Non resta che l’ipotesi teorica di uno sconvolgimento delle coscienze provocato dal sorgere di una personalità ‘universale’ capace di deviare la storia ben al di là della politica. Dal sorgere di un nuovo Maometto, o Lutero, o almeno Savonarola, demiurgo metapolitico, portatore di un messaggio totale. Però Egli farebbe trionfare il fideismo, non l’agognata razionalità. Meno che mai la laicità.
L’Occidente vivrebbe un’esperienza in qualche misura analoga al fondamentalismo; ma forse la sua storia, il suo umanismo, le sconfitte stesse della modernità, della permissività e del cinismo mitigherebbero le ferocie estreme del fanatismo. Inevitabilmente fanatici sarebbero i fautori più ardenti del Demiurgo: non alcun politico ma una Grande Guida, operatrice di opere sovrumane. Sovrumano sarebbe disamorare le maggioranze dal benessere, anzi dalla crapula. Sovrumano sarebbe strappare le masse all’idolatria della ricchezza. Sovrumano farle vergognare delle cupidigie animalesche: denaro, edonismo, sport, moda, Tv, altri cascami, altre carie o lebbre dell’anima.

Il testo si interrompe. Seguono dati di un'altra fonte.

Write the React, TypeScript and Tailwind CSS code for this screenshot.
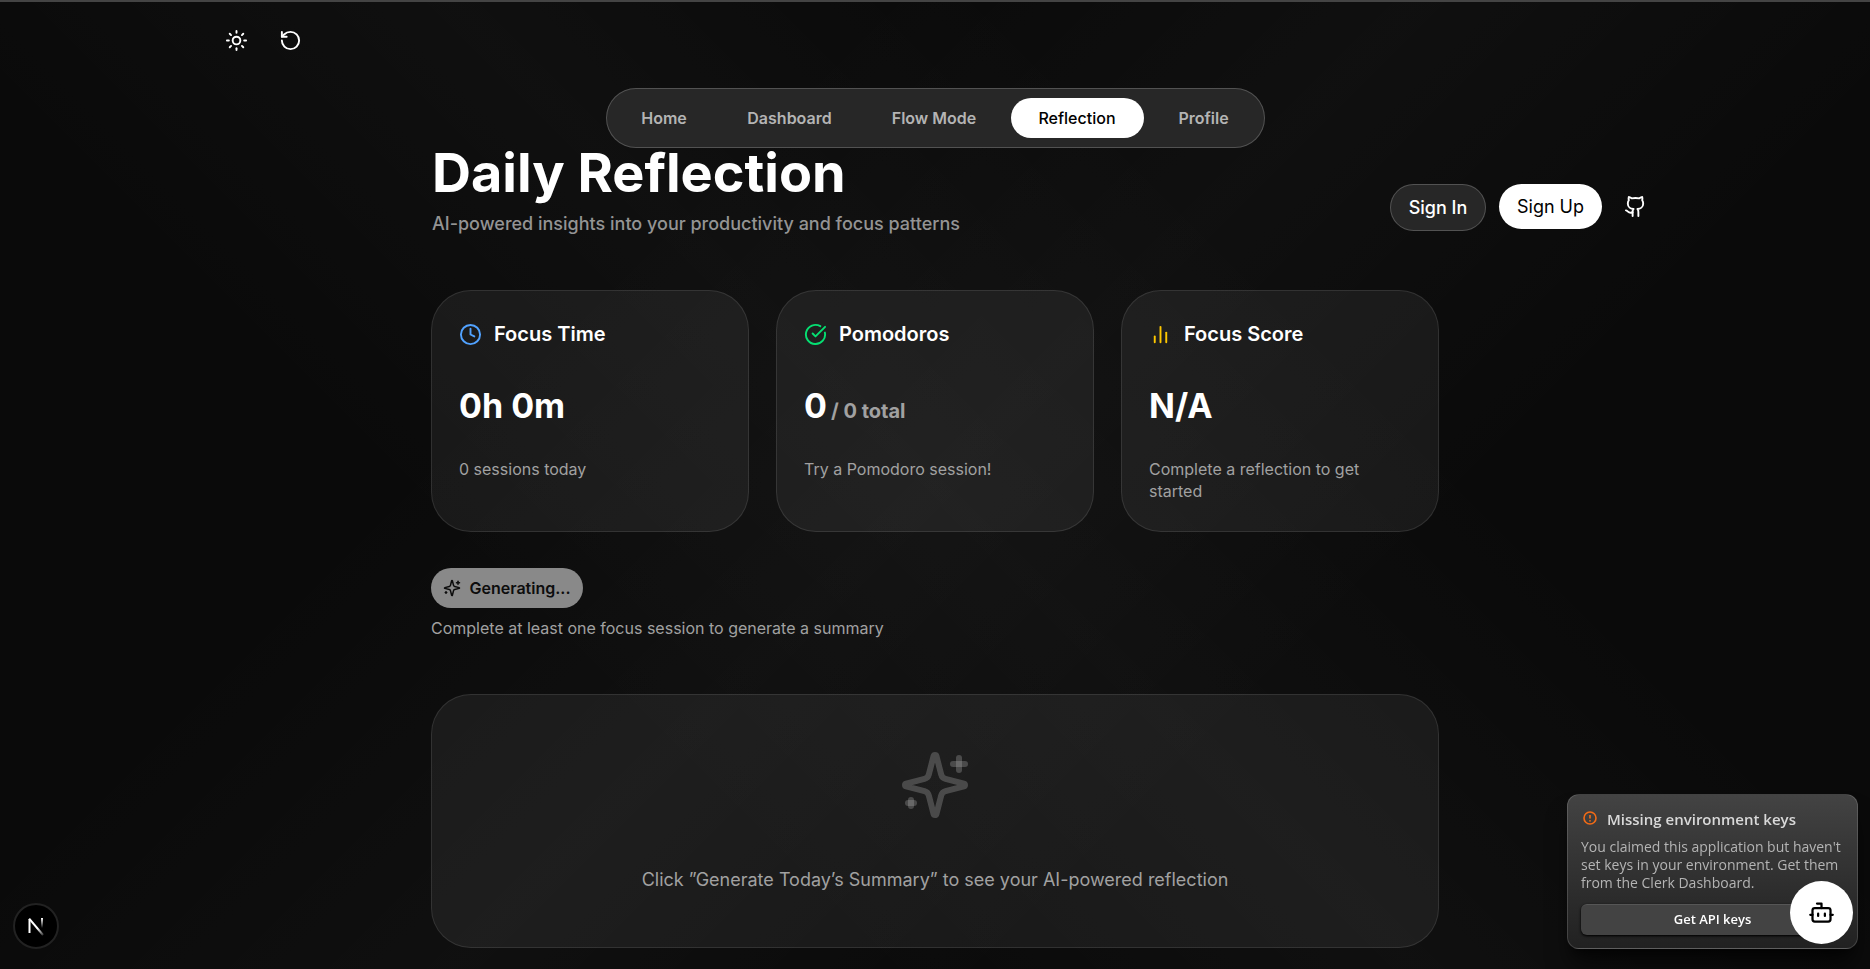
import type { ReactNode } from "react";
import { Bot, CircleCheckBig, Clock, Github, RotateCcw, Sun } from "lucide-react";

function Sparkles({ className }: { className?: string }) {
  return (
    <svg
      viewBox="0 0 24 24"
      fill="none"
      stroke="currentColor"
      strokeWidth="2"
      strokeLinecap="round"
      strokeLinejoin="round"
      className={className}
      aria-hidden="true"
    >
      <path d="M9.937 15.5A2 2 0 0 0 8.5 14.063l-6.135-1.582a.5.5 0 0 1 0-.962L8.5 9.936A2 2 0 0 0 9.937 8.5l1.582-6.135a.5.5 0 0 1 .963 0L14.063 8.5A2 2 0 0 0 15.5 9.937l6.135 1.581a.5.5 0 0 1 0 .964L15.5 14.063a2 2 0 0 0-1.437 1.437l-1.582 6.135a.5.5 0 0 1-.963 0z" />
      <path d="M20 3v4" />
      <path d="M22 5h-4" />
      <path d="M4 17v2" />
      <path d="M5 18H3" />
    </svg>
  );
}

function Bars({ className }: { className?: string }) {
  return (
    <svg
      viewBox="0 0 24 24"
      fill="none"
      stroke="currentColor"
      strokeWidth="2"
      strokeLinecap="round"
      className={className}
      aria-hidden="true"
    >
      <path d="M18 20V10" />
      <path d="M12 20V4" />
      <path d="M6 20v-6" />
    </svg>
  );
}

const tabs = [
  { label: "Home", width: "w-[97px]" },
  { label: "Dashboard", width: "w-[136px]" },
  { label: "Flow Mode", width: "w-[135px]" },
  { label: "Reflection", width: "w-[133px]", active: true },
  { label: "Profile", width: "w-[102px]" },
];

function StatCard({
  icon,
  title,
  value,
  suffix,
  note,
}: {
  icon: ReactNode;
  title: string;
  value: string;
  suffix?: string;
  note: string;
}) {
  return (
    <article className="rounded-[40px] border border-white/10 bg-white/[0.06] px-[27px] pt-[29px] pb-[29px]">
      <h2 className="flex items-center gap-3 text-[20px] leading-7 font-semibold text-white">
        {icon}
        {title}
      </h2>
      <p className="mt-[36px] text-[34px] leading-[44px] font-bold text-white">
        {value}
        {suffix && <span className="ml-1 text-[20px] leading-none text-[#a1a1a1]">{suffix}</span>}
      </p>
      <p className="mt-[30px] text-[16px] leading-[22px] text-[#a1a1a1]">{note}</p>
    </article>
  );
}

export default function App() {
  return (
    <div className="min-h-screen border-t-2 border-[#444] bg-[#0a0a0a] bg-[linear-gradient(45deg,transparent_30%,rgba(255,255,255,0.024)_50%,transparent_70%),linear-gradient(315deg,transparent_30%,rgba(255,255,255,0.024)_50%,transparent_70%)] pb-5 font-['Inter','Liberation_Sans',sans-serif] text-white">
      <header className="mx-auto max-w-[1440px]">
        <div className="flex h-[76px] items-center gap-[18px]">
          <button aria-label="Toggle theme" className="grid size-9 place-items-center rounded-full">
            <span className="grid place-items-center pl-[6px]">
              <Sun size={23} />
            </span>
          </button>
          <button aria-label="Reset" className="grid size-9 place-items-center rounded-full">
            <span className="grid place-items-center pl-[6px]">
              <RotateCcw size={23} />
            </span>
          </button>
        </div>
        <nav className="mx-auto mt-[10px] flex w-fit gap-[9px] rounded-full border border-white/20 bg-[#272727] p-[9px]">
          {tabs.map((t) => (
            <a
              key={t.label}
              href="#"
              aria-current={t.active ? "page" : undefined}
              className={
                t.width +
                " flex h-10 items-center justify-center rounded-full text-[16px] whitespace-nowrap " +
                (t.active ? "bg-white font-medium text-black" : "font-semibold text-[#b4b4b4]")
              }
            >
              {t.label}
            </a>
          ))}
        </nav>
      </header>

      <div className="mx-auto flex max-w-[1440px] items-start justify-between xl:pl-[217px]">
        <div>
          <h1 className="text-[54px] leading-[50px] font-bold">Daily Reflection</h1>
          <p className="mt-3 text-[18px] leading-7 font-medium text-[#949494]">
            AI-powered insights into your productivity and focus patterns
          </p>
        </div>
        <div className="flex items-start gap-[13px] pt-9">
          <button className="h-[47px] w-24 rounded-full border border-white/20 bg-[#272727] text-[18px] font-medium">
            Sign In
          </button>
          <button className="h-[45px] w-[103px] rounded-full bg-white text-[18px] text-black">Sign Up</button>
          <a href="#" aria-label="GitHub" className="grid h-[45px] w-10 place-items-center">
            <Github size={23} />
          </a>
        </div>
      </div>

      <main className="mx-auto max-w-[1008px] pt-[52px]">
        <section className="grid grid-cols-3 gap-[27px]">
          <StatCard
            icon={<Clock size={23} className="text-[#51a2ff]" />}
            title="Focus Time"
            value="0h 0m"
            note="0 sessions today"
          />
          <StatCard
            icon={<CircleCheckBig size={23} className="text-[#05df72]" />}
            title="Pomodoros"
            value="0"
            suffix="/ 0 total"
            note="Try a Pomodoro session!"
          />
          <StatCard
            icon={<Bars className="size-[23px] text-[#fdc700]" />}
            title="Focus Score"
            value="N/A"
            note="Complete a reflection to get started"
          />
        </section>

        <section className="mt-9">
          <button
            disabled
            className="flex h-10 w-[152px] items-center justify-center gap-2 rounded-full bg-[#898989] text-[16px] font-semibold text-[#0d0d0d]"
          >
            <Sparkles className="size-[18px]" />
            Generating...
          </button>
          <p className="mt-2 text-[16px] leading-6 text-[#a1a1a1]">
            Complete at least one focus session to generate a summary
          </p>
        </section>

        <section className="mt-[54px] flex flex-col items-center rounded-[40px] border border-white/10 bg-white/[0.06] px-[54px] pt-[54px] pb-[53px]">
          <Sparkles className="size-[72px] text-[#a1a1a1]/35" />
          <p className="mt-[45px] text-[18px] leading-7 text-[#a1a1a1]">
            Click ”Generate Today’s Summary” to see your AI-powered reflection
          </p>
        </section>
      </main>

      <aside className="fixed right-3 bottom-5 w-[291px] rounded-xl border border-white/15 bg-linear-to-b from-[#434343] to-[#212121] px-[13px] pt-[13px] pb-[13px] font-['Open_Sans','Noto_Sans',sans-serif] shadow-xl shadow-black/60">
        <h2 className="flex items-center gap-2 text-[15px] leading-[22px] font-semibold text-[#d9d9d9]">
          <svg viewBox="0 0 16 16" fill="none" className="ml-[2px] size-4" aria-hidden="true">
            <circle cx="7" cy="7" r="6" stroke="#f36b16" strokeWidth="1.6" />
            <path d="M7 4v3.6" stroke="#f36b16" strokeWidth="1.6" />
            <circle cx="7" cy="9.8" r="0.9" fill="#f36b16" />
          </svg>
          Missing environment keys
        </h2>
        <p className="mt-2 text-[14px] leading-[18px] text-[#b4b4b4]">
          You claimed this application but haven't set keys in your environment. Get them from the Clerk Dashboard.
        </p>
        <button className="mt-3 h-[31px] w-full rounded-md border-t border-white/10 bg-[#434343] text-[13px] font-semibold text-white shadow-sm shadow-black">
          Get API keys
        </button>
      </aside>

      <button
        aria-label="Open assistant"
        className="fixed right-[17px] bottom-[25px] grid size-[63px] place-items-center rounded-full bg-white text-black"
      >
        <Bot size={27} />
      </button>

      <button
        aria-label="Open developer tools"
        className="fixed bottom-5 left-[13px] grid size-[46px] place-items-center rounded-full border-2 border-[#222] bg-black"
      >
        <svg viewBox="0 0 40 40" fill="none" className="size-10" aria-hidden="true">
          <defs>
            <linearGradient id="diagonal" x1="22" y1="22" x2="28" y2="30" gradientUnits="userSpaceOnUse">
              <stop stopColor="#fff" />
              <stop offset="1" stopColor="#fff" stopOpacity="0.1" />
            </linearGradient>
            <linearGradient id="stem" x1="26" y1="12" x2="26" y2="22" gradientUnits="userSpaceOnUse">
              <stop stopColor="#fff" />
              <stop offset="1" stopColor="#fff" stopOpacity="0" />
            </linearGradient>
          </defs>
          <path d="M13.5 27V13" stroke="#fff" strokeWidth="2" />
          <path d="M13.2 12.6L27 29" stroke="url(#diagonal)" strokeWidth="2" />
          <path d="M26 12v10" stroke="url(#stem)" strokeWidth="2" />
        </svg>
      </button>
    </div>
  );
}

Questi o altri sconvolgimenti sono improbabili, dunque l’Occidente e le parti di mondo che esso ha contagiato cancellando l’aspirazione a svolte metapolitiche si terranno la spesa pubblica impazzita, assieme agli altri mali incurabili.
Tuttavia non è impossibile che le società laiche, moderne, liberaldemocratiche, fatte momentaneamente ricchissime dall’esplosione dei consumi, siano un giorno rovinate dalla globalizzazione. Come escludere in assoluto che l’intero sistema della modernità possa decadere come l’Inghilterra dell’età di Vittoria? Com’è noto, nulla è impossibile agli Dei. Specie a quelli ancora da nascere.